When you live in a city or state that’s popular, immersed in history and culture, and the prime location for education and business, the cost of living will be higher.
Take New York, where the median mortgage payment is more than $2,000 a month. Although it’s worth the investment, homeowners must earn a sizable income to afford to live here. The struggle becomes even harder when you’re faced with financial challenges.
The Pandemic And Economic Hardships
For the past two years (and even longer in some instances), property owners have struggled to keep up with mortgage payments. The global health and economic crisis has resulted in many people losing their jobs or falling behind on their bills. Some homeowners fear foreclosure despite government officials extending a helping hand through stimulus checks, moratoriums, payment plans, and other financial programs.
Saving Your Property
What do you do when the home you’ve worked so hard to keep all these years is suddenly up for grabs? While foreclosure may be the best decision for some people, it’s not your only option. Believe it or not, there are multiple considerations for New York property owners to save their investment. Continue reading to learn more.
Know Your Rights
Due to the extenuating circumstances, the pandemic caused, government officials created orders and mandates to provide property owners with new protections. Although most moratoriums are over, many executive orders included provisions like reasonable payment arrangements and forbearances to give residents more time to pay their mortgages. Familiarize yourself with these guidelines so you can exercise your rights and save your property.
Talk To Your Mortgage Provider
When you owe money, it’s natural to want to avoid the bill collector. No one wants to hear about the balance and due date, especially when you don’t have much to offer. Be that as it may, avoidance only makes matters worse. Your mortgage provider will assume you don’t want to resolve the problem and proceed with collection or foreclosure proceedings.

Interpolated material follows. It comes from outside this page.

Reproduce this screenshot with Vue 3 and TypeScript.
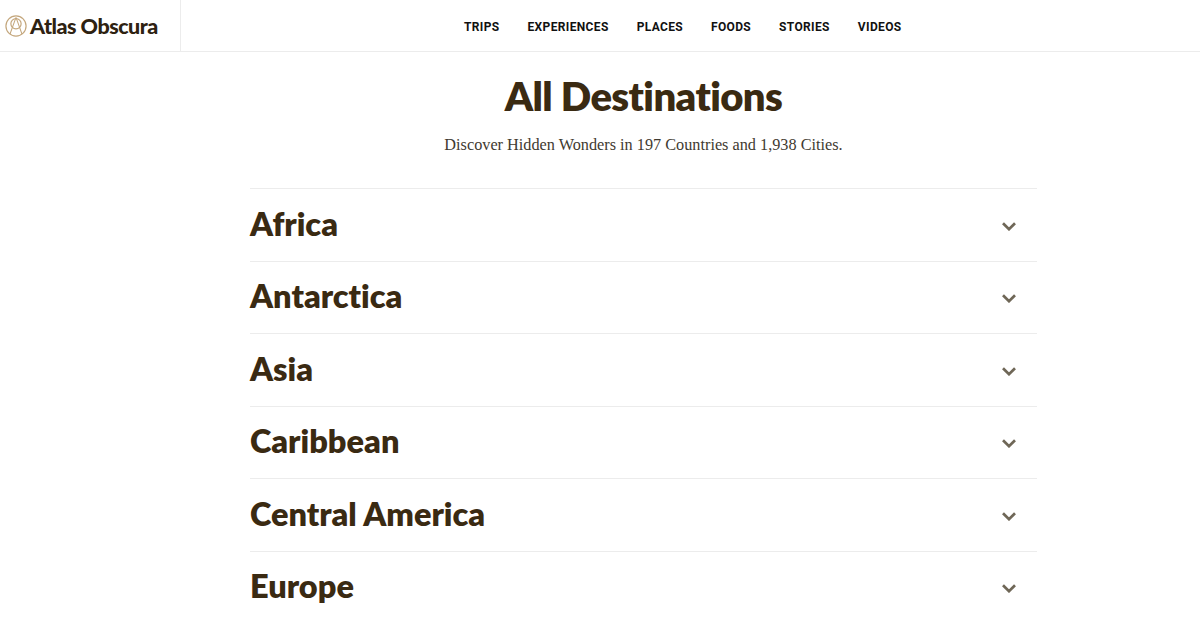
<script setup lang="ts">
const navItems: string[] = ['TRIPS', 'EXPERIENCES', 'PLACES', 'FOODS', 'STORIES', 'VIDEOS']
const regions: string[] = ['Africa', 'Antarctica', 'Asia', 'Caribbean', 'Central America', 'Europe']
</script>

<template>
  <div class="page">
    <header class="header">
      <a class="brand">
        <svg class="logo" viewBox="0 0 24 24" width="22" height="22" fill="none" stroke="#c4a77d" stroke-width="1.3">
          <circle cx="12" cy="12" r="11" />
          <circle cx="12" cy="9.5" r="5.6" />
          <path d="M12 2.6 5.4 21M12 2.6 18.6 21" stroke-width="1.1" />
        </svg>
        <span class="brand-name">Atlas Obscura</span>
      </a>
      <nav class="nav">
        <a v-for="item in navItems" :key="item" class="nav-item">{{ item }}</a>
      </nav>
    </header>
    <main class="main">
      <h1 class="title">All Destinations</h1>
      <p class="subtitle">Discover Hidden Wonders in 197 Countries and 1,938 Cities.</p>
      <section class="list">
        <div v-for="region in regions" :key="region" class="row">
          <h2 class="region">{{ region }}</h2>
          <svg class="chevron" viewBox="0 0 14 9" width="14" height="9" fill="none" stroke="#6f6757" stroke-width="2.7">
            <path d="M1 1.2l6 6 6-6" />
          </svg>
        </div>
      </section>
    </main>
  </div>
</template>

<style>
html, body { margin: 0; background: #fff; overflow: hidden; }
</style>

<style scoped>
.page { width: 1200px; height: 619px; overflow: hidden; color: #3a2a12; font-family: "Lato", "Liberation Sans", sans-serif; font-variant-ligatures: none; }
.header { height: 51px; display: flex; border-bottom: 1px solid #ececec; position: relative; }
.brand { width: 181px; box-sizing: border-box; padding-left: 5px; display: flex; align-items: center; gap: 3px; border-right: 1px solid #ececec; }
.logo { flex: none; }
.brand-name { font-size: 21.5px; font-weight: 900; letter-spacing: -0.5px; color: #2e2211; }
.nav { position: absolute; left: 464px; top: 0; height: 53px; display: flex; align-items: center; gap: 28px; }
.nav-item { font-family: "Roboto", sans-serif; font-size: 12px; font-weight: 700; letter-spacing: 0.35px; color: #111; }
.main { width: 787px; margin-left: 250px; display: flex; flex-direction: column; }
.title { margin: 19px 0 0; text-align: center; font-size: 40px; line-height: 50px; font-weight: 800; letter-spacing: -0.6px; }
.subtitle { margin: 13px 0 0; text-align: center; font-family: "Liberation Serif", serif; font-size: 16.25px; line-height: 22px; color: #3f3a30; }
.list { margin-top: 32px; }
.row { height: 72.5px; box-sizing: border-box; border-top: 1px solid #ececec; display: flex; align-items: center; justify-content: space-between; padding-right: 21px; }
.region { margin: -2px 0 0; font-size: 32.5px; font-weight: 800; line-height: 70px; }
.chevron { flex: none; margin-top: 3px; }
</style>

Contact your mortgage provider. Explain your current situation and ask about your options. Since everyone is having trouble right now, they are more inclined to work with you. If you’re not eligible for a forbearance or payment plan, ask about a loan modification vs. refinance to see if you can apply.

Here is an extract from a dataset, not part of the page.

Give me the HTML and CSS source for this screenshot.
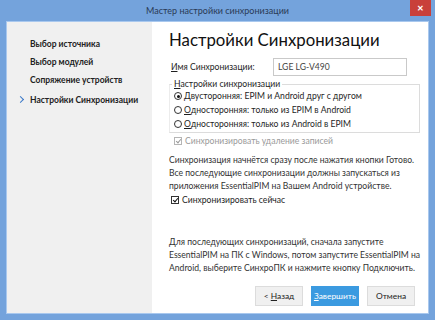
FILE: index.html
```html
<!DOCTYPE html>
<html lang="ru">
  <head>
    <meta charset="UTF-8" />
    <title>Мастер настройки синхронизации</title>
    <link rel="stylesheet" href="styles.css">
  </head>
  <body>
    <div class="window">
      <div class="titlebar">
        <span class="title">Мастер настройки синхронизации</span>
        <span class="close">&#x2715;</span>
      </div>

      <div class="client">
        <div class="sidebar">
          <div class="step">Выбор источника</div>
          <div class="step">Выбор модулей</div>
          <div class="step">Сопряжение устройств</div>
          <div class="step current">Настройки Синхронизации</div>
        </div>

        <div class="main">
          <h1>Настройки Синхронизации</h1>

          <div class="name-row">
            <label><u>И</u>мя Синхронизации:</label>
            <div class="textbox">LGE LG-V490</div>
          </div>

          <fieldset class="group">
            <legend><u>Н</u>астройки синхронизации</legend>
            <div class="option"><span class="radio checked"></span>Двусторонняя: EPIM и Android друг с другом</div>
            <div class="option"><span class="radio"></span><u>О</u>дносторонняя: только из EPIM в Android</div>
            <div class="option"><span class="radio"></span><u>О</u>дносторонняя: только из Android в EPIM</div>
          </fieldset>

          <div class="check disabled"><span class="box checked"></span>Синхронизировать удаление записей</div>

          <p class="note">Синхронизация начнётся сразу после нажатия кнопки Готово.<br>Все последующие синхронизации должны запускаться из<br>приложения EssentialPIM на Вашем Android устройстве.</p>

          <div class="check"><span class="box checked"></span>Синхронизировать сейчас</div>

          <p class="note later">Для последующих синхронизаций, сначала запустите<br>EssentialPIM на ПК с Windows, потом запустите EssentialPIM на<br>Android, выберите СинхроПК и нажмите кнопку Подключить.</p>

          <div class="buttons">
            <button>&lt; <u>Н</u>азад</button>
            <button class="primary"><u>З</u>авершить</button>
            <button>Отмена</button>
          </div>
        </div>
      </div>
    </div>
  </body>
</html>
```

FILE: styles.css
```css
html, body {
  margin: 0;
  padding: 0;
}
body {
  font-family: Lato, "Noto Sans", sans-serif;
  font-size: 8.6px;
  color: #1e1e1e;
}
.window {
  width: 435px;
  height: 320px;
  box-sizing: border-box;
  background-color: #74a3dc;
  padding: 0 6px 6px 6px;
  display: flex;
  flex-direction: column;
  overflow: hidden;
}
.titlebar {
  height: 21px;
  flex: none;
  display: flex;
  align-items: center;
  justify-content: center;
  position: relative;
}
.title {
  font-size: 9px;
  color: #2a3a55;
  margin-top: -1px;
}
.close {
  position: absolute;
  right: -2px;
  top: 0;
  width: 21px;
  height: 16px;
  background-color: #c9403a;
  color: #ffffff;
  font-size: 8px;
  font-weight: bold;
  display: flex;
  align-items: center;
  justify-content: center;
}
.client {
  flex: 1;
  min-height: 0;
  display: flex;
  background-color: #ffffff;
  border: 1px solid #a9c8ee;
}
.sidebar {
  width: 145px;
  flex: none;
  background-color: #f0f0f0;
  padding-top: 13px;
  box-sizing: border-box;
}
.step {
  padding-left: 23px;
  height: 18px;
  line-height: 18px;
  font-size: 8.5px;
  font-weight: bold;
  color: #222222;
  position: relative;
  white-space: nowrap;
}
.step.current {
  margin-top: 2px;
}
.step.current::before {
  content: "";
  position: absolute;
  left: 11px;
  top: 6px;
  width: 4px;
  height: 4px;
  border-top: 1.2px solid #3a78c8;
  border-right: 1.2px solid #3a78c8;
  transform: rotate(45deg);
}
.main {
  flex: 1;
  min-width: 0;
  padding: 6px 10px 0 17px;
  display: flex;
  flex-direction: column;
}
h1 {
  font-size: 16.8px;
  font-weight: normal;
  margin: 0 0 6px 0;
  color: #111111;
  line-height: 24px;
  white-space: nowrap;
}
.name-row {
  display: flex;
  align-items: center;
  margin-left: 2px;
}
.name-row label {
  width: 102px;
}
.textbox {
  width: 128px;
  height: 16px;
  line-height: 16px;
  border: 1px solid #c9c9c9;
  padding-left: 4px;
  color: #444444;
}
.group {
  margin: 3px 0 0 0;
  padding: 0 0 1px 4px;
  border: 1px solid #dcdcdc;
  border-left-color: #ececec;
  width: 251px;
  box-sizing: border-box;
}
.group legend {
  padding: 0 2px;
  margin-left: -2px;
  line-height: 10px;
}
.option {
  display: flex;
  align-items: center;
  height: 14px;
  white-space: nowrap;
}
.radio {
  width: 8px;
  height: 8px;
  border: 1px solid #333333;
  border-radius: 50%;
  margin-right: 2px;
  box-sizing: border-box;
  position: relative;
}
.radio.checked::after {
  content: "";
  position: absolute;
  left: 1.5px;
  top: 1.5px;
  width: 3px;
  height: 3px;
  border-radius: 50%;
  background-color: #111111;
}
.check {
  display: flex;
  align-items: center;
  height: 14px;
  margin-left: 2px;
  white-space: nowrap;
}
.check.disabled {
  color: #9a9a9a;
  margin: 1px 0 0 5px;
}
.box {
  width: 8px;
  height: 8px;
  border: 1px solid #333333;
  margin-right: 3px;
  box-sizing: border-box;
  position: relative;
  background-color: #ffffff;
}
.check.disabled .box {
  border-color: #b5b5b5;
}
.box.checked::after {
  content: "";
  position: absolute;
  left: 1.5px;
  top: 0;
  width: 2px;
  height: 4px;
  border-right: 1.3px solid #111111;
  border-bottom: 1.3px solid #111111;
  transform: rotate(40deg);
}
.check.disabled .box.checked::after {
  border-color: #9a9a9a;
}
.note {
  margin: 6px 0 0 0;
  line-height: 13px;
  color: #333333;
  white-space: nowrap;
}
.note.later {
  margin-top: 29px;
}
.buttons {
  display: flex;
  justify-content: flex-end;
  gap: 8px;
  margin-top: auto;
  padding: 0 3px 7px 0;
}
button {
  width: 48px;
  height: 20px;
  font-family: inherit;
  font-size: 8.4px;
  border: 1px solid #dcdcdc;
  background-color: #f0f0f0;
  color: #222222;
  padding: 0;
}
button.primary {
  background-color: #3b9ae0;
  border-color: #3b9ae0;
  color: #ffffff;
}
```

Financial Assistance Programs
Many homeowners need help to keep up with their mortgage payments right now, which is why there are programs that provide financial assistance. You could receive tens of thousands of dollars to apply to your mortgage to make payments more affordable. These programs are popular, and budgets run out quickly so, be sure to apply as soon as you can. The best part is you don’t have to repay the money, giving you a big head start on rebuilding your finances.
Take Out A Loan
Depending on how much you owe, your current income, and your credit status, you may be able to qualify for a personal loan to cover your mortgage payments. Visit your local bank or credit union, a credit union similar to Gordon Simmons Service Credit Union. If you take this route, just remember you’ll be responsible for repaying the loan as well as your current mortgage every month. If the rate is too much, it’s better to explore other options.
Rent Out Your Home
Although you prefer to live alone, if you’re struggling financially, you may want to consider renting out your home. You can rent out a room, a finished basement, or other parts of your house and use the rental payments to cover the cost of your mortgage. You can offer a space for rent on a short or long-term basis, depending on your financial needs. Just ensure you draft an iron-clad lease and look for reputable tenants.
Affording mortgage in the state of New York is challenging for many homeowners. Thousands of property owners are fearful of facing foreclosure and having to leave their residences. Fortunately, this doesn’t have to be your story. Simply consider the advice listed above as a means to save your property as you strive to overcome these financially challenging times.